The Distances between the Center and the Parallels of Declination may be found by resolving the Triangles made by the Axis BC, the Lines of Declination, and the Hour-lines. For having the Angles at the Equator, and knowing the Declination of the Parallel, if the Parallel shall fall between the Equator and the Center, add the Declination unto the Angle at the Equator: or if it shall fall without the Equator, take the Declination out of the Angel at the Equator, so shall you have the Angle at the Parallel. Then,

• As the Sine of the Angle at the Parallel, to the Co-sine of the Declination:
• So the length of the Axis of the Style, to the Distance between the Center and the Parallel.

Thus in our Example, the Angle at the Equator belonging to the Hour of 4 after-noon was found to be 51 gr. 30 m. if you would find the distance between the Center and the Equator, extend the Compasses from the Sine of 51 gr. 30 m. unto the Sine of 90 gr. The Complement of the declination, the same extend will reach in the Line of Numbers from 12 unto 15.33, and such is the distance upon the Hour-line of 4 between the Center and the Equator.

If you would find the distance upon this Hour-line between the Center and the inner Tropick, whose Declination is known to be 23 gr. 30 m. add the declination to the Angle at the Equator, so the Angle at the Parallel will be 75 gr. Wherefore extend the Compasses from the Sine of 75 gr.

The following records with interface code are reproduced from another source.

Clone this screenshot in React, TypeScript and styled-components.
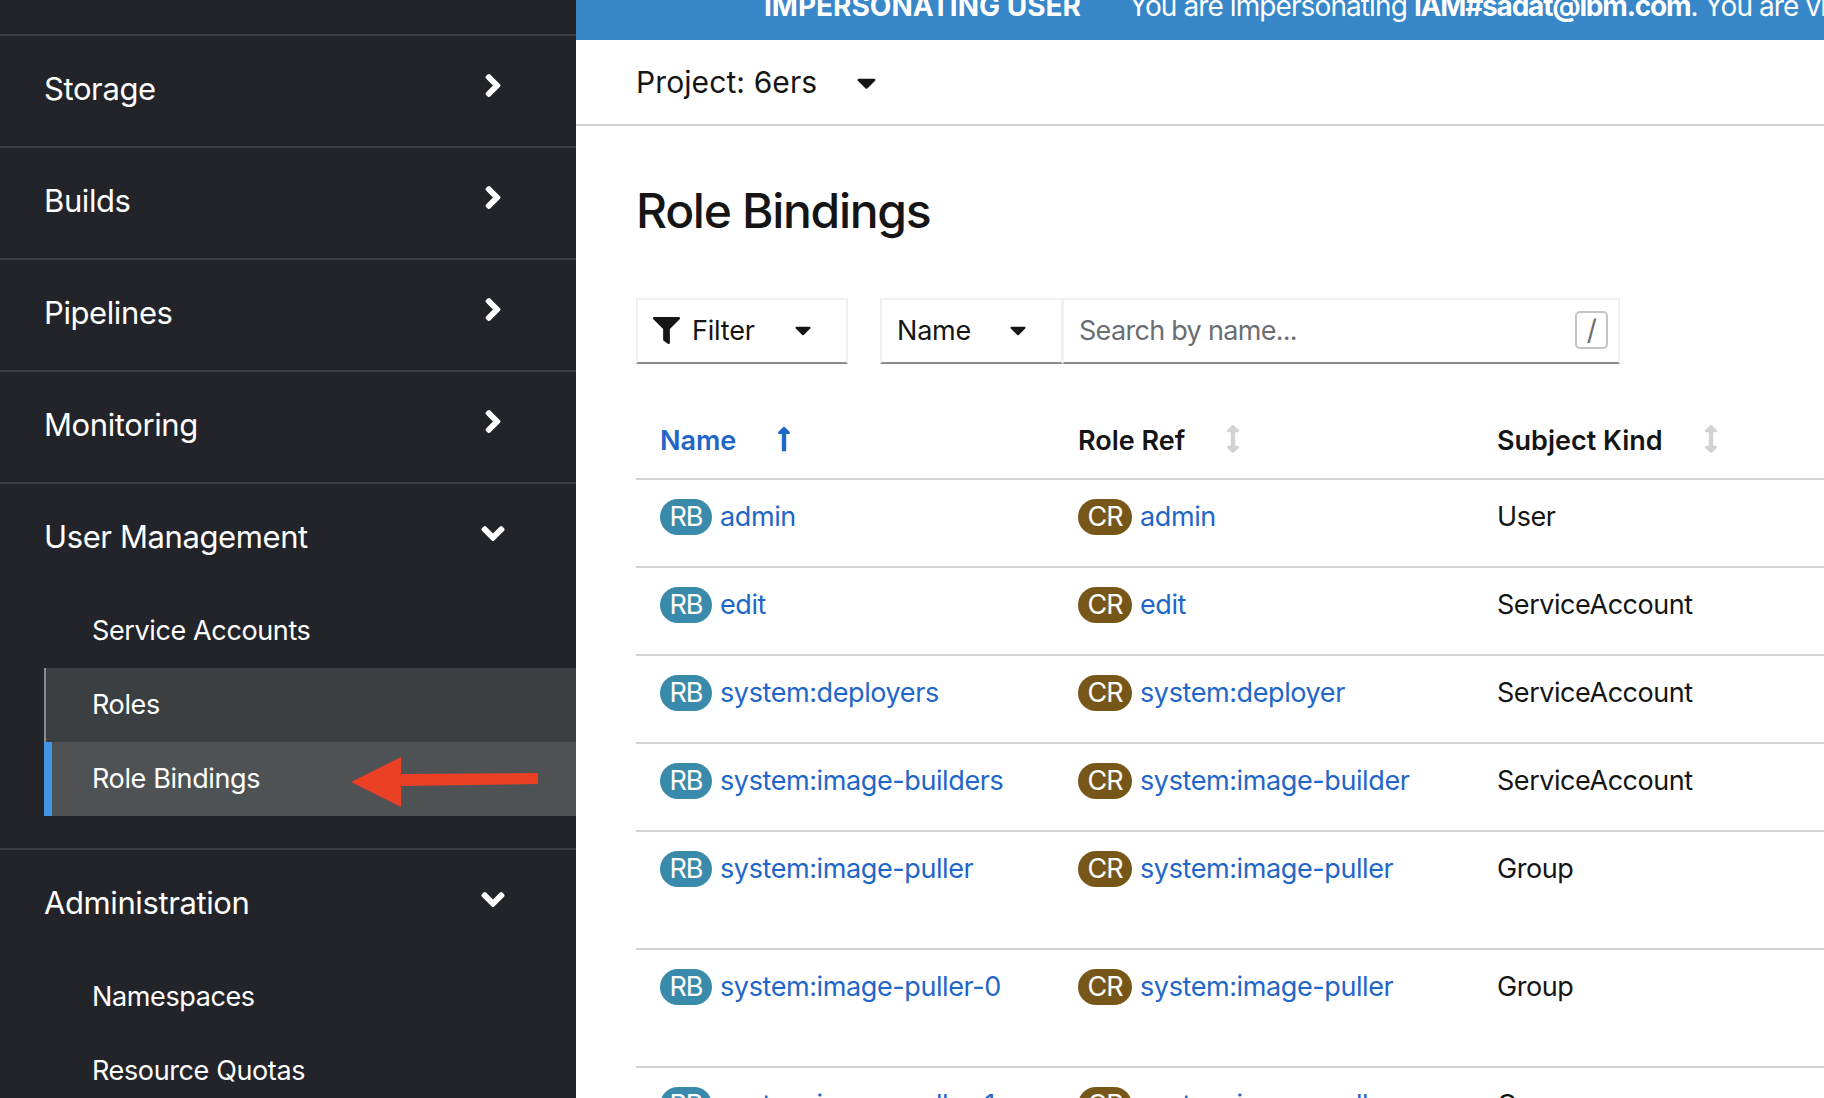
import React from "react";
import styled, { createGlobalStyle } from "styled-components";
import {
  FaAngleDown,
  FaAngleRight,
  FaArrowsAltV,
  FaCaretDown,
  FaFilter,
  FaLongArrowAltUp,
} from "react-icons/fa";

const GlobalStyle = createGlobalStyle`
  html, body {
    margin: 0;
    padding: 0;
    height: 100%;
    background: #fff;
    overflow: hidden;
  }
  * {
    box-sizing: border-box;
  }
`;

const Page = styled.div`
  display: flex;
  width: 1824px;
  height: 1098px;
  overflow: hidden;
  font-family: "Inter", "Liberation Sans", sans-serif;
  color: #151515;
`;

const Sidebar = styled.nav`
  flex: 0 0 576px;
  height: 1098px;
  overflow: hidden;
  background: #232429;
  color: #fff;
  padding-top: 34px;
`;

const NavSection = styled.section<{ $open?: boolean }>`
  border-top: 2px solid #3c3f42;
  padding-bottom: ${(props) => (props.$open ? "32px" : "0")};
`;

const NavHeader = styled.div`
  height: 110px;
  padding: 0 71px 5px 44px;
  display: flex;
  align-items: center;
  justify-content: space-between;
  font-size: 31px;
  letter-spacing: -0.4px;
`;

const NavChevron = styled.span`
  display: flex;
  width: 24px;
  justify-content: center;
  margin-top: -6px;
  font-size: 37px;
`;

const SubList = styled.div`
  margin-left: 44px;
`;

const SubItem = styled.div<{ $state?: "hover" | "current" }>`
  position: relative;
  height: 74px;
  display: flex;
  align-items: center;
  padding: 0 0 2px 48px;
  font-size: 27px;
  letter-spacing: -0.38px;
  background: ${(props) =>
    props.$state === "current"
      ? "#4f5255"
      : props.$state === "hover"
        ? "#3c3f42"
        : "transparent"};
  box-shadow: ${(props) =>
    props.$state === "current"
      ? "inset 8px 0 0 #4394e5"
      : props.$state === "hover"
        ? "inset 2px 0 0 #8a8d90"
        : "none"};
`;

const Callout = styled.svg`
  position: absolute;
  left: 307px;
  top: 15px;
`;

const Main = styled.main`
  flex: 1;
  min-width: 0;
  overflow: hidden;
`;

const Banner = styled.div`
  height: 40px;
  background: #3787c9;
  color: #fff;
  padding-left: 188px;
  display: flex;
  align-items: flex-end;
  padding-bottom: 19px;
  font-size: 28px;
  line-height: 30px;
  white-space: nowrap;
  overflow: hidden;
`;

const BannerTitle = styled.strong`
  font-weight: 700;
  margin-right: 48px;
`;

const BannerMessage = styled.span`
  letter-spacing: -0.9px;
`;

const BannerStrong = styled.strong`
  font-weight: 700;
  letter-spacing: -1.2px;
`;

const ProjectBar = styled.div`
  height: 86px;
  border-bottom: 2px solid #d2d2d2;
  padding-left: 60px;
  display: flex;
  align-items: center;
  gap: 34px;
  font-size: 30px;
  letter-spacing: 0.1px;
`;

const CaretIcon = styled.span`
  display: flex;
  font-size: 31px;
  color: #151515;
`;

const Content = styled.div`
  padding: 0 0 0 60px;
`;

const Title = styled.h1`
  margin: 0;
  padding-top: 56px;
  height: 172px;
  font-size: 48px;
  line-height: 58px;
  font-weight: 500;
  letter-spacing: -1.3px;
`;

const Toolbar = styled.div`
  display: flex;
  gap: 32px;
  height: 66px;
`;

const ToolbarGroup = styled.div`
  display: flex;
`;

const ToolButton = styled.div<{ $width: number }>`
  width: ${(props) => props.$width}px;
  height: 66px;
  display: flex;
  align-items: center;
  padding: 0 15px 2px;
  border: 2px solid #f0f0f0;
  border-bottom: 2px solid #8a8d90;
  font-size: 27px;
  letter-spacing: -0.2px;
`;

const FilterIcon = styled.span`
  display: flex;
  font-size: 27px;
  margin-right: 12px;
`;

const ButtonCaret = styled.span`
  display: flex;
  font-size: 26px;
  margin-left: auto;
  margin-right: 15px;
`;

const SearchBox = styled.div`
  width: 557px;
  height: 66px;
  display: flex;
  align-items: center;
  justify-content: space-between;
  padding: 0 10px 2px 15px;
  border: 2px solid #f0f0f0;
  border-left-width: 1px;
  border-bottom: 2px solid #8a8d90;
  font-size: 27px;
  letter-spacing: -0.7px;
  color: #6a6e73;
`;

const SlashKey = styled.span`
  width: 33px;
  height: 38px;
  display: flex;
  align-items: center;
  justify-content: center;
  border: 2px solid #c4c4c4;
  border-radius: 5px;
  font-size: 28px;
  color: #6a6e73;
`;

const Table = styled.table`
  width: 1255px;
  margin-top: 37px;
  border-collapse: collapse;
  table-layout: fixed;
`;

const HeadCell = styled.th<{ $active?: boolean }>`
  height: 78px;
  padding: 2px 0 0 24px;
  text-align: left;
  font-size: 27px;
  font-weight: 600;
  letter-spacing: 0;
  color: ${(props) => (props.$active ? "#1f66c9" : "#151515")};
  border-bottom: 2px solid #d2d2d2;
`;

const SortIcon = styled.span<{ $active?: boolean }>`
  display: inline-block;
  vertical-align: -3px;
  margin-left: 34px;
  font-size: 28px;
  line-height: 1;
  color: ${(props) => (props.$active ? "#1f66c9" : "#d2d2d2")};
`;

const Row = styled.tr<{ $tall?: boolean }>`
  height: ${(props) => (props.$tall ? 118 : 88)}px;
`;

const Cell = styled.td`
  padding: 19px 0 0 24px;
  vertical-align: top;
  font-size: 27px;
  line-height: 36px;
  letter-spacing: -0.45px;
  border-bottom: 2px solid #d2d2d2;
`;

const Badge = styled.span<{ $kind: "RB" | "CR" }>`
  display: inline-block;
  width: ${(props) => (props.$kind === "RB" ? 52 : 54)}px;
  height: 36px;
  margin-right: 8px;
  border-radius: 18px;
  text-align: center;
  color: #fff;
  font-size: 27px;
  line-height: 36px;
  letter-spacing: -1px;
  vertical-align: top;
  background: ${(props) => (props.$kind === "RB" ? "#3a8aab" : "#775719")};
`;

const ResourceLink = styled.a`
  color: #1f66c9;
  text-decoration: none;
  letter-spacing: -0.4px;
`;

const closedSections = ["Storage", "Builds", "Pipelines", "Monitoring"];

const rows = [
  { name: "admin", ref: "admin", kind: "User" },
  { name: "edit", ref: "edit", kind: "ServiceAccount" },
  { name: "system:deployers", ref: "system:deployer", kind: "ServiceAccount" },
  {
    name: "system:image-builders",
    ref: "system:image-builder",
    kind: "ServiceAccount",
  },
  {
    name: "system:image-puller",
    ref: "system:image-puller",
    kind: "Group",
    tall: true,
  },
  {
    name: "system:image-puller-0",
    ref: "system:image-puller",
    kind: "Group",
    tall: true,
  },
  {
    name: "system:image-puller-1",
    ref: "system:image-puller",
    kind: "Group",
    tall: true,
  },
];

const App = () => {
  return (
    <Page>
      <GlobalStyle />
      <Sidebar>
        {closedSections.map((label) => (
          <NavSection key={label}>
            <NavHeader>
              {label}
              <NavChevron>
                <FaAngleRight />
              </NavChevron>
            </NavHeader>
          </NavSection>
        ))}
        <NavSection $open>
          <NavHeader>
            User Management
            <NavChevron>
              <FaAngleDown />
            </NavChevron>
          </NavHeader>
          <SubList>
            <SubItem>Service Accounts</SubItem>
            <SubItem $state="hover">Roles</SubItem>
            <SubItem $state="current">
              Role Bindings
              <Callout width="188" height="50" viewBox="0 0 188 50">
                <polygon
                  points="0,25 50,0 50,17 187,16 187,27 50,29 50,50"
                  fill="#ea3f24"
                />
              </Callout>
            </SubItem>
          </SubList>
        </NavSection>
        <NavSection $open>
          <NavHeader>
            Administration
            <NavChevron>
              <FaAngleDown />
            </NavChevron>
          </NavHeader>
          <SubList>
            <SubItem>Namespaces</SubItem>
            <SubItem>Resource Quotas</SubItem>
          </SubList>
        </NavSection>
      </Sidebar>
      <Main>
        <Banner>
          <BannerTitle>IMPERSONATING USER</BannerTitle>
          <BannerMessage>
            You are impersonating <BannerStrong>IAM#sadat@ibm.com</BannerStrong>
            . You are viewing all resources
          </BannerMessage>
        </Banner>
        <ProjectBar>
          Project: 6ers
          <CaretIcon>
            <FaCaretDown />
          </CaretIcon>
        </ProjectBar>
        <Content>
          <Title>Role Bindings</Title>
          <Toolbar>
            <ToolButton $width={212}>
              <FilterIcon>
                <FaFilter />
              </FilterIcon>
              Filter
              <ButtonCaret>
                <FaCaretDown />
              </ButtonCaret>
            </ToolButton>
            <ToolbarGroup>
              <ToolButton $width={183}>
                Name
                <ButtonCaret>
                  <FaCaretDown />
                </ButtonCaret>
              </ToolButton>
              <SearchBox>
                Search by name...
                <SlashKey>/</SlashKey>
              </SearchBox>
            </ToolbarGroup>
          </Toolbar>
          <Table>
            <colgroup>
              <col width="418" />
              <col width="419" />
              <col width="418" />
            </colgroup>
            <thead>
              <tr>
                <HeadCell $active>
                  Name
                  <SortIcon $active>
                    <FaLongArrowAltUp />
                  </SortIcon>
                </HeadCell>
                <HeadCell>
                  Role Ref
                  <SortIcon>
                    <FaArrowsAltV />
                  </SortIcon>
                </HeadCell>
                <HeadCell>
                  Subject Kind
                  <SortIcon>
                    <FaArrowsAltV />
                  </SortIcon>
                </HeadCell>
              </tr>
            </thead>
            <tbody>
              {rows.map((row) => (
                <Row key={row.name} $tall={row.tall}>
                  <Cell>
                    <Badge $kind="RB">RB</Badge>
                    <ResourceLink>{row.name}</ResourceLink>
                  </Cell>
                  <Cell>
                    <Badge $kind="CR">CR</Badge>
                    <ResourceLink>{row.ref}</ResourceLink>
                  </Cell>
                  <Cell>{row.kind}</Cell>
                </Row>
              ))}
            </tbody>
          </Table>
        </Content>
      </Main>
    </Page>
  );
};

export default App;
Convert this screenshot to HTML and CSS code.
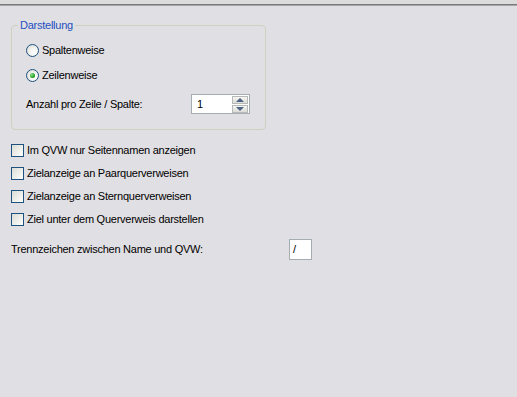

Unto the Sine of 66 gr. 30 m. the Complement of the declination, the same extent will reach in the Line of Numbers from 12 unto 11.40, and such is the length of the Hour-line of 4 between the center and the Tropick of ♑.

If you would find the distance upon this Hour-line between this Center and the Tropick of ♋, which is here farthest from the Center, take the Declination out of the Angle at the Equator, so the Angle at the parallel will be 28 gr. wherefore extend the Compasses from the Sine of 28 unto the Sine of 66 gr. 30 m. the same extent will reach in the Line of Numbers from 12 unto 23.44, and such is the distance between the Center and the Tropick of ♋ upon the Hour-line of 4. The like reason holdeth for all the rest, which may be gathered and set down in a Table.

That done, and the Equator drawn as before, if you would draw the Tropick of ♋, look into the Table, and there finding under the Title C♋ the distance of the Substylar between the center and the parallel of ♋ to be 20 inch. 80 cent. take 20 inch. 80 cent. out of the Line of Inches, and prick them down in the Substylar of your Plane from C unto ♋. Or if either the Center fall without your Plane, or the extent be too large for your Compasses, you may prick down the difference between C♈ and C♋: as here the distance C♈ between the Center and the Equator is 14.57, the distance C♋ 20.80, the difference 6.23. Therefore taking ♈ 6 inch. 23 cent. prick them down on the Substylar from 6 unto C♋, and you shall have the same Intersectuion of the Tropick and the Substylar as before: And the like reason holdeth for pricking down the rest of these Distances on their several Hour-lines.

Then having the Points of Intersection between the Hour-lines and the Parallel, you may joyn them all in a crooked Line, without making of any Angles, the Line so drawn shall be the Tropick required. And after this Manner you may draw any other Parallel of Declination, whereof you have Examples in most of the former Diagrams.